Data segment ▸

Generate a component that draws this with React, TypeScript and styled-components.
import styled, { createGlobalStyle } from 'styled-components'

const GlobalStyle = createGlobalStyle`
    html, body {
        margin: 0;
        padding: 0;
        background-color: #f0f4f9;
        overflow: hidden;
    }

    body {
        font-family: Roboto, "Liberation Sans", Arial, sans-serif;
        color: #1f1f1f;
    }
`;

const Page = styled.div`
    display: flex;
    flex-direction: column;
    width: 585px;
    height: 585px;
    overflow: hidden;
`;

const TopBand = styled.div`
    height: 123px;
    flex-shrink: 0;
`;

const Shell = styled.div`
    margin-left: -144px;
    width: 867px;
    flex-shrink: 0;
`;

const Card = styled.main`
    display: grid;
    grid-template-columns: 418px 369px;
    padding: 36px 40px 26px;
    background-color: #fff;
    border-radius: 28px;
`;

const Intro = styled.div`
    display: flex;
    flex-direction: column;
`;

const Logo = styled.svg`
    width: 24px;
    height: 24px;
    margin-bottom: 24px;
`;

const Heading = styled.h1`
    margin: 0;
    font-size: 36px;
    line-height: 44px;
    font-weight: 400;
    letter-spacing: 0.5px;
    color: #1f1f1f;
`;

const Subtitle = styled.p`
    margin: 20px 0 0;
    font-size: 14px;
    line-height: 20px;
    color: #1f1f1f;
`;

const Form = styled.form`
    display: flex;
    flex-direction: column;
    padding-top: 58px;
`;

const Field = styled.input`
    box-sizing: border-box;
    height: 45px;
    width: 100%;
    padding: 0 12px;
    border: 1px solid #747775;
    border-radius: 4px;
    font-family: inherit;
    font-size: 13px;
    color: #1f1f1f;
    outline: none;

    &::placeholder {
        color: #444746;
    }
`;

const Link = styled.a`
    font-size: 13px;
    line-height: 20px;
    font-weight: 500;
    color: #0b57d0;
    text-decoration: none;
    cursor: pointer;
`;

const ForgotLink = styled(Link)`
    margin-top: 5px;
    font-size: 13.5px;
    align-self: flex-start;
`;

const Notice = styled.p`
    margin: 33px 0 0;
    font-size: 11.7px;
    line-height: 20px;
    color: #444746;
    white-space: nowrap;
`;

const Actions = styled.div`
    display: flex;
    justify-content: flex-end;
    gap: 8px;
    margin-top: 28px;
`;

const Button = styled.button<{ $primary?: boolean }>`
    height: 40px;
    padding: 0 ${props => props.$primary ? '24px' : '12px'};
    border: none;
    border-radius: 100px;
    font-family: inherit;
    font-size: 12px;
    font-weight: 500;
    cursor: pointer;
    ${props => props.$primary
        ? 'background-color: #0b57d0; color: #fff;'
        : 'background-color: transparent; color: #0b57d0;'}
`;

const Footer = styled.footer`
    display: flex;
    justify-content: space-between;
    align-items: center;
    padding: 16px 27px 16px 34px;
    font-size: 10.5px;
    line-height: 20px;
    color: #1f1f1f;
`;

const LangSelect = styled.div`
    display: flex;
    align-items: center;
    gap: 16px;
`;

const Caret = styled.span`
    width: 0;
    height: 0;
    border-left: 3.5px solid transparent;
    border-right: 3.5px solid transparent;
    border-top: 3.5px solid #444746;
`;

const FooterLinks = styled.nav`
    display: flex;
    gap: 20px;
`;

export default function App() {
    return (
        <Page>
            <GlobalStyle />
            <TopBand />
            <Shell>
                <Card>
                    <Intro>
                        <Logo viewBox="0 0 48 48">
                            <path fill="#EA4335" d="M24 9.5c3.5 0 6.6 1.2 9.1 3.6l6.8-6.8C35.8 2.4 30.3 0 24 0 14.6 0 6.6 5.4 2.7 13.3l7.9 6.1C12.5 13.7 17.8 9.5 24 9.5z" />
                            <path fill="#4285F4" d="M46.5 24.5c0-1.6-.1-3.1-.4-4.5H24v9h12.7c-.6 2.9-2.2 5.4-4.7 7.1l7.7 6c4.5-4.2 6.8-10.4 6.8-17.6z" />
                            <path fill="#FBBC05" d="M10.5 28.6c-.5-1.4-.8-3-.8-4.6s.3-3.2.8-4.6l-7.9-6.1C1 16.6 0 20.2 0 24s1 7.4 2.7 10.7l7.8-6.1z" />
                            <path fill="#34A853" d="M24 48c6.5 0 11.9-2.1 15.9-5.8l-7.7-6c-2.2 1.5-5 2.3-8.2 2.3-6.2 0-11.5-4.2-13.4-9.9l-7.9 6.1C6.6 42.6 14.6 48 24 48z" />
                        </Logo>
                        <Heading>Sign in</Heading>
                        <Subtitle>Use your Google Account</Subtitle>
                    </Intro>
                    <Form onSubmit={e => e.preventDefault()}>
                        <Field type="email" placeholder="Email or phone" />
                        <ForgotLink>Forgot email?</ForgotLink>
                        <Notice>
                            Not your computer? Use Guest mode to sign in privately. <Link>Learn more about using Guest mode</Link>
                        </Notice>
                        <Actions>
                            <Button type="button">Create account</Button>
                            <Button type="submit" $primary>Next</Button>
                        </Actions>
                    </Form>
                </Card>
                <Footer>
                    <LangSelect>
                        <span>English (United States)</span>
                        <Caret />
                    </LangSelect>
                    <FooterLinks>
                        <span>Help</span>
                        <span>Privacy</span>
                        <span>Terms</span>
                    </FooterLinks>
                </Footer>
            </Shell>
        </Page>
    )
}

Given instruction ▸
Type out the material again exactly as presented.

Answer below ▸
Generate a component that draws this with React, TypeScript and styled-components.
import styled, { createGlobalStyle } from 'styled-components'

const GlobalStyle = createGlobalStyle`
    html, body {
        margin: 0;
        padding: 0;
        background-color: #f0f4f9;
        overflow: hidden;
    }

    body {
        font-family: Roboto, "Liberation Sans", Arial, sans-serif;
        color: #1f1f1f;
    }
`;

const Page = styled.div`
    display: flex;
    flex-direction: column;
    width: 585px;
    height: 585px;
    overflow: hidden;
`;

const TopBand = styled.div`
    height: 123px;
    flex-shrink: 0;
`;

const Shell = styled.div`
    margin-left: -144px;
    width: 867px;
    flex-shrink: 0;
`;

const Card = styled.main`
    display: grid;
    grid-template-columns: 418px 369px;
    padding: 36px 40px 26px;
    background-color: #fff;
    border-radius: 28px;
`;

const Intro = styled.div`
    display: flex;
    flex-direction: column;
`;

const Logo = styled.svg`
    width: 24px;
    height: 24px;
    margin-bottom: 24px;
`;

const Heading = styled.h1`
    margin: 0;
    font-size: 36px;
    line-height: 44px;
    font-weight: 400;
    letter-spacing: 0.5px;
    color: #1f1f1f;
`;

const Subtitle = styled.p`
    margin: 20px 0 0;
    font-size: 14px;
    line-height: 20px;
    color: #1f1f1f;
`;

const Form = styled.form`
    display: flex;
    flex-direction: column;
    padding-top: 58px;
`;

const Field = styled.input`
    box-sizing: border-box;
    height: 45px;
    width: 100%;
    padding: 0 12px;
    border: 1px solid #747775;
    border-radius: 4px;
    font-family: inherit;
    font-size: 13px;
    color: #1f1f1f;
    outline: none;

    &::placeholder {
        color: #444746;
    }
`;

const Link = styled.a`
    font-size: 13px;
    line-height: 20px;
    font-weight: 500;
    color: #0b57d0;
    text-decoration: none;
    cursor: pointer;
`;

const ForgotLink = styled(Link)`
    margin-top: 5px;
    font-size: 13.5px;
    align-self: flex-start;
`;

const Notice = styled.p`
    margin: 33px 0 0;
    font-size: 11.7px;
    line-height: 20px;
    color: #444746;
    white-space: nowrap;
`;

const Actions = styled.div`
    display: flex;
    justify-content: flex-end;
    gap: 8px;
    margin-top: 28px;
`;

const Button = styled.button<{ $primary?: boolean }>`
    height: 40px;
    padding: 0 ${props => props.$primary ? '24px' : '12px'};
    border: none;
    border-radius: 100px;
    font-family: inherit;
    font-size: 12px;
    font-weight: 500;
    cursor: pointer;
    ${props => props.$primary
        ? 'background-color: #0b57d0; color: #fff;'
        : 'background-color: transparent; color: #0b57d0;'}
`;

const Footer = styled.footer`
    display: flex;
    justify-content: space-between;
    align-items: center;
    padding: 16px 27px 16px 34px;
    font-size: 10.5px;
    line-height: 20px;
    color: #1f1f1f;
`;

const LangSelect = styled.div`
    display: flex;
    align-items: center;
    gap: 16px;
`;

const Caret = styled.span`
    width: 0;
    height: 0;
    border-left: 3.5px solid transparent;
    border-right: 3.5px solid transparent;
    border-top: 3.5px solid #444746;
`;

const FooterLinks = styled.nav`
    display: flex;
    gap: 20px;
`;

export default function App() {
    return (
        <Page>
            <GlobalStyle />
            <TopBand />
            <Shell>
                <Card>
                    <Intro>
                        <Logo viewBox="0 0 48 48">
                            <path fill="#EA4335" d="M24 9.5c3.5 0 6.6 1.2 9.1 3.6l6.8-6.8C35.8 2.4 30.3 0 24 0 14.6 0 6.6 5.4 2.7 13.3l7.9 6.1C12.5 13.7 17.8 9.5 24 9.5z" />
                            <path fill="#4285F4" d="M46.5 24.5c0-1.6-.1-3.1-.4-4.5H24v9h12.7c-.6 2.9-2.2 5.4-4.7 7.1l7.7 6c4.5-4.2 6.8-10.4 6.8-17.6z" />
                            <path fill="#FBBC05" d="M10.5 28.6c-.5-1.4-.8-3-.8-4.6s.3-3.2.8-4.6l-7.9-6.1C1 16.6 0 20.2 0 24s1 7.4 2.7 10.7l7.8-6.1z" />
                            <path fill="#34A853" d="M24 48c6.5 0 11.9-2.1 15.9-5.8l-7.7-6c-2.2 1.5-5 2.3-8.2 2.3-6.2 0-11.5-4.2-13.4-9.9l-7.9 6.1C6.6 42.6 14.6 48 24 48z" />
                        </Logo>
                        <Heading>Sign in</Heading>
                        <Subtitle>Use your Google Account</Subtitle>
                    </Intro>
                    <Form onSubmit={e => e.preventDefault()}>
                        <Field type="email" placeholder="Email or phone" />
                        <ForgotLink>Forgot email?</ForgotLink>
                        <Notice>
                            Not your computer? Use Guest mode to sign in privately. <Link>Learn more about using Guest mode</Link>
                        </Notice>
                        <Actions>
                            <Button type="button">Create account</Button>
                            <Button type="submit" $primary>Next</Button>
                        </Actions>
                    </Form>
                </Card>
                <Footer>
                    <LangSelect>
                        <span>English (United States)</span>
                        <Caret />
                    </LangSelect>
                    <FooterLinks>
                        <span>Help</span>
                        <span>Privacy</span>
                        <span>Terms</span>
                    </FooterLinks>
                </Footer>
            </Shell>
        </Page>
    )
}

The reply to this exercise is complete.